> [Problem to solve] Below are some records; retype all of them exactly.

> [Task material]
================
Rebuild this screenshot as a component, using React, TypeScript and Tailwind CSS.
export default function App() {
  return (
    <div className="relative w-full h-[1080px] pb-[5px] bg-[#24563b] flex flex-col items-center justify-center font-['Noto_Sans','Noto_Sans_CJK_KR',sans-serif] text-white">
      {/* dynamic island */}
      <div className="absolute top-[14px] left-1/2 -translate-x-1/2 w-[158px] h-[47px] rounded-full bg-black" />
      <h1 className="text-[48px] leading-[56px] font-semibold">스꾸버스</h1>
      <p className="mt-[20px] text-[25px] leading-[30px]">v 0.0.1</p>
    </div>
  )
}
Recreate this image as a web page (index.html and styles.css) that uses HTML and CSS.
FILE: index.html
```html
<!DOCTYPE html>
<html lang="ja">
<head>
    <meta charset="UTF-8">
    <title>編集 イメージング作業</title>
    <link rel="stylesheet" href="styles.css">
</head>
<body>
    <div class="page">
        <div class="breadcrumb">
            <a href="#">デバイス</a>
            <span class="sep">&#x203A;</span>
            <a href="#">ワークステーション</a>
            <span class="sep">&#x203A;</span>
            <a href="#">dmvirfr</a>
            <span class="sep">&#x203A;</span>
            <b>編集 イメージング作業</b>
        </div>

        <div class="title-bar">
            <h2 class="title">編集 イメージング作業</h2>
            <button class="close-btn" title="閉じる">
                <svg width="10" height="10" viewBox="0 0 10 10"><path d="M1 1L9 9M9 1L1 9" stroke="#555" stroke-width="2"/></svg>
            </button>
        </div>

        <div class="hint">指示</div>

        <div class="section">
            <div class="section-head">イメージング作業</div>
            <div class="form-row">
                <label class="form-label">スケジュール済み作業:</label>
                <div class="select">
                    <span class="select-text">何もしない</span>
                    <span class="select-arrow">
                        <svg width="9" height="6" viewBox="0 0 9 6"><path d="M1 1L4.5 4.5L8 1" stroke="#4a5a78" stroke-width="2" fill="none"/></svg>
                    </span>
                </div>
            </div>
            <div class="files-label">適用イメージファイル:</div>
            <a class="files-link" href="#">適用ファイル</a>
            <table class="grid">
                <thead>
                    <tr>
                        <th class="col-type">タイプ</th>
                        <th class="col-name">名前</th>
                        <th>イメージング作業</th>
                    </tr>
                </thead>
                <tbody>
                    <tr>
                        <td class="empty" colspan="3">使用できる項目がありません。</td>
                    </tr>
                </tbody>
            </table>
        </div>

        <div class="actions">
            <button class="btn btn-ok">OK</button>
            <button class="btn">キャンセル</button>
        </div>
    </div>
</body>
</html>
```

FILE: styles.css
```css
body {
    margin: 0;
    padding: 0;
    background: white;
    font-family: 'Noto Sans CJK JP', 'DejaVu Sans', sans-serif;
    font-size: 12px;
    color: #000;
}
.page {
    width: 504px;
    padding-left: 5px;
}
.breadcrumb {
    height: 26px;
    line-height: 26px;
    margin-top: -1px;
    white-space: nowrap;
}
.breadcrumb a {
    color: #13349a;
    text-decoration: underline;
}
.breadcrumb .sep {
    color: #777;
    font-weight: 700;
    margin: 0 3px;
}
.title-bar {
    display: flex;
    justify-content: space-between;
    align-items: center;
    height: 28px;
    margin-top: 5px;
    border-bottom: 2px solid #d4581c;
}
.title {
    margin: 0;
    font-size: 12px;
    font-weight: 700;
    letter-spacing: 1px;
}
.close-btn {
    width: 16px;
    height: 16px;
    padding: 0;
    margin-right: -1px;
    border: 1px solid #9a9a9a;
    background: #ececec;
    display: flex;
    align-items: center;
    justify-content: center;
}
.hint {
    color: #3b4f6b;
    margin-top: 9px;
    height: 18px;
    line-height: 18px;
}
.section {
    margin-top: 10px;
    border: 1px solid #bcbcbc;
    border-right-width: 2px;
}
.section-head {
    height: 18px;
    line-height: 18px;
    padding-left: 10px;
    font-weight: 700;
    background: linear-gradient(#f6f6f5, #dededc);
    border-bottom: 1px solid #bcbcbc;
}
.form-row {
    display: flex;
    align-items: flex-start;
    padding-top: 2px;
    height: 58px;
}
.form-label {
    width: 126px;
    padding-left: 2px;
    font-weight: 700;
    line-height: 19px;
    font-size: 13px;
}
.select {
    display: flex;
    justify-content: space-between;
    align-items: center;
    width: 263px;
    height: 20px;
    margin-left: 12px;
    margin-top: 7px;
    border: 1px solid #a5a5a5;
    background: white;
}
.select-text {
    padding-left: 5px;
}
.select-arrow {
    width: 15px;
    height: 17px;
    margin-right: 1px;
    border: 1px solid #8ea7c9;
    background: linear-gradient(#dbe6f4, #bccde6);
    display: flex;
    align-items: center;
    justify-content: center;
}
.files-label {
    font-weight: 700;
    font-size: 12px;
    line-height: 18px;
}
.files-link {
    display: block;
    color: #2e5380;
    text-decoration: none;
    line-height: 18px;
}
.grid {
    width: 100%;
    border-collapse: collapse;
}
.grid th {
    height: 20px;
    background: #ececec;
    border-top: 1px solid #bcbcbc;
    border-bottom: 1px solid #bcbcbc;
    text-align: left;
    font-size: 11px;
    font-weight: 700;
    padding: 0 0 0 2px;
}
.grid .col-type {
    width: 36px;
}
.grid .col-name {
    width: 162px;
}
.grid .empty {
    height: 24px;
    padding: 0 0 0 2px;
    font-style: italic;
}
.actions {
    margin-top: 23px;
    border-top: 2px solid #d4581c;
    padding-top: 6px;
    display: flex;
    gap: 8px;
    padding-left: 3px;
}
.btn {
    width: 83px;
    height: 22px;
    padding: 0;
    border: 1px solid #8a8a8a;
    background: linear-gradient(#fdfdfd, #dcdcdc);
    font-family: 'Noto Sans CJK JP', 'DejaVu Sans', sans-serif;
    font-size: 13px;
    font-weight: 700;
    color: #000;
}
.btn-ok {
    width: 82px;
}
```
================
> [Solution]
Rebuild this screenshot as a component, using React, TypeScript and Tailwind CSS.
export default function App() {
  return (
    <div className="relative w-full h-[1080px] pb-[5px] bg-[#24563b] flex flex-col items-center justify-center font-['Noto_Sans','Noto_Sans_CJK_KR',sans-serif] text-white">
      {/* dynamic island */}
      <div className="absolute top-[14px] left-1/2 -translate-x-1/2 w-[158px] h-[47px] rounded-full bg-black" />
      <h1 className="text-[48px] leading-[56px] font-semibold">스꾸버스</h1>
      <p className="mt-[20px] text-[25px] leading-[30px]">v 0.0.1</p>
    </div>
  )
}
Recreate this image as a web page (index.html and styles.css) that uses HTML and CSS.
FILE: index.html
```html
<!DOCTYPE html>
<html lang="ja">
<head>
    <meta charset="UTF-8">
    <title>編集 イメージング作業</title>
    <link rel="stylesheet" href="styles.css">
</head>
<body>
    <div class="page">
        <div class="breadcrumb">
            <a href="#">デバイス</a>
            <span class="sep">&#x203A;</span>
            <a href="#">ワークステーション</a>
            <span class="sep">&#x203A;</span>
            <a href="#">dmvirfr</a>
            <span class="sep">&#x203A;</span>
            <b>編集 イメージング作業</b>
        </div>

        <div class="title-bar">
            <h2 class="title">編集 イメージング作業</h2>
            <button class="close-btn" title="閉じる">
                <svg width="10" height="10" viewBox="0 0 10 10"><path d="M1 1L9 9M9 1L1 9" stroke="#555" stroke-width="2"/></svg>
            </button>
        </div>

        <div class="hint">指示</div>

        <div class="section">
            <div class="section-head">イメージング作業</div>
            <div class="form-row">
                <label class="form-label">スケジュール済み作業:</label>
                <div class="select">
                    <span class="select-text">何もしない</span>
                    <span class="select-arrow">
                        <svg width="9" height="6" viewBox="0 0 9 6"><path d="M1 1L4.5 4.5L8 1" stroke="#4a5a78" stroke-width="2" fill="none"/></svg>
                    </span>
                </div>
            </div>
            <div class="files-label">適用イメージファイル:</div>
            <a class="files-link" href="#">適用ファイル</a>
            <table class="grid">
                <thead>
                    <tr>
                        <th class="col-type">タイプ</th>
                        <th class="col-name">名前</th>
                        <th>イメージング作業</th>
                    </tr>
                </thead>
                <tbody>
                    <tr>
                        <td class="empty" colspan="3">使用できる項目がありません。</td>
                    </tr>
                </tbody>
            </table>
        </div>

        <div class="actions">
            <button class="btn btn-ok">OK</button>
            <button class="btn">キャンセル</button>
        </div>
    </div>
</body>
</html>
```

FILE: styles.css
```css
body {
    margin: 0;
    padding: 0;
    background: white;
    font-family: 'Noto Sans CJK JP', 'DejaVu Sans', sans-serif;
    font-size: 12px;
    color: #000;
}
.page {
    width: 504px;
    padding-left: 5px;
}
.breadcrumb {
    height: 26px;
    line-height: 26px;
    margin-top: -1px;
    white-space: nowrap;
}
.breadcrumb a {
    color: #13349a;
    text-decoration: underline;
}
.breadcrumb .sep {
    color: #777;
    font-weight: 700;
    margin: 0 3px;
}
.title-bar {
    display: flex;
    justify-content: space-between;
    align-items: center;
    height: 28px;
    margin-top: 5px;
    border-bottom: 2px solid #d4581c;
}
.title {
    margin: 0;
    font-size: 12px;
    font-weight: 700;
    letter-spacing: 1px;
}
.close-btn {
    width: 16px;
    height: 16px;
    padding: 0;
    margin-right: -1px;
    border: 1px solid #9a9a9a;
    background: #ececec;
    display: flex;
    align-items: center;
    justify-content: center;
}
.hint {
    color: #3b4f6b;
    margin-top: 9px;
    height: 18px;
    line-height: 18px;
}
.section {
    margin-top: 10px;
    border: 1px solid #bcbcbc;
    border-right-width: 2px;
}
.section-head {
    height: 18px;
    line-height: 18px;
    padding-left: 10px;
    font-weight: 700;
    background: linear-gradient(#f6f6f5, #dededc);
    border-bottom: 1px solid #bcbcbc;
}
.form-row {
    display: flex;
    align-items: flex-start;
    padding-top: 2px;
    height: 58px;
}
.form-label {
    width: 126px;
    padding-left: 2px;
    font-weight: 700;
    line-height: 19px;
    font-size: 13px;
}
.select {
    display: flex;
    justify-content: space-between;
    align-items: center;
    width: 263px;
    height: 20px;
    margin-left: 12px;
    margin-top: 7px;
    border: 1px solid #a5a5a5;
    background: white;
}
.select-text {
    padding-left: 5px;
}
.select-arrow {
    width: 15px;
    height: 17px;
    margin-right: 1px;
    border: 1px solid #8ea7c9;
    background: linear-gradient(#dbe6f4, #bccde6);
    display: flex;
    align-items: center;
    justify-content: center;
}
.files-label {
    font-weight: 700;
    font-size: 12px;
    line-height: 18px;
}
.files-link {
    display: block;
    color: #2e5380;
    text-decoration: none;
    line-height: 18px;
}
.grid {
    width: 100%;
    border-collapse: collapse;
}
.grid th {
    height: 20px;
    background: #ececec;
    border-top: 1px solid #bcbcbc;
    border-bottom: 1px solid #bcbcbc;
    text-align: left;
    font-size: 11px;
    font-weight: 700;
    padding: 0 0 0 2px;
}
.grid .col-type {
    width: 36px;
}
.grid .col-name {
    width: 162px;
}
.grid .empty {
    height: 24px;
    padding: 0 0 0 2px;
    font-style: italic;
}
.actions {
    margin-top: 23px;
    border-top: 2px solid #d4581c;
    padding-top: 6px;
    display: flex;
    gap: 8px;
    padding-left: 3px;
}
.btn {
    width: 83px;
    height: 22px;
    padding: 0;
    border: 1px solid #8a8a8a;
    background: linear-gradient(#fdfdfd, #dcdcdc);
    font-family: 'Noto Sans CJK JP', 'DejaVu Sans', sans-serif;
    font-size: 13px;
    font-weight: 700;
    color: #000;
}
.btn-ok {
    width: 82px;
}
```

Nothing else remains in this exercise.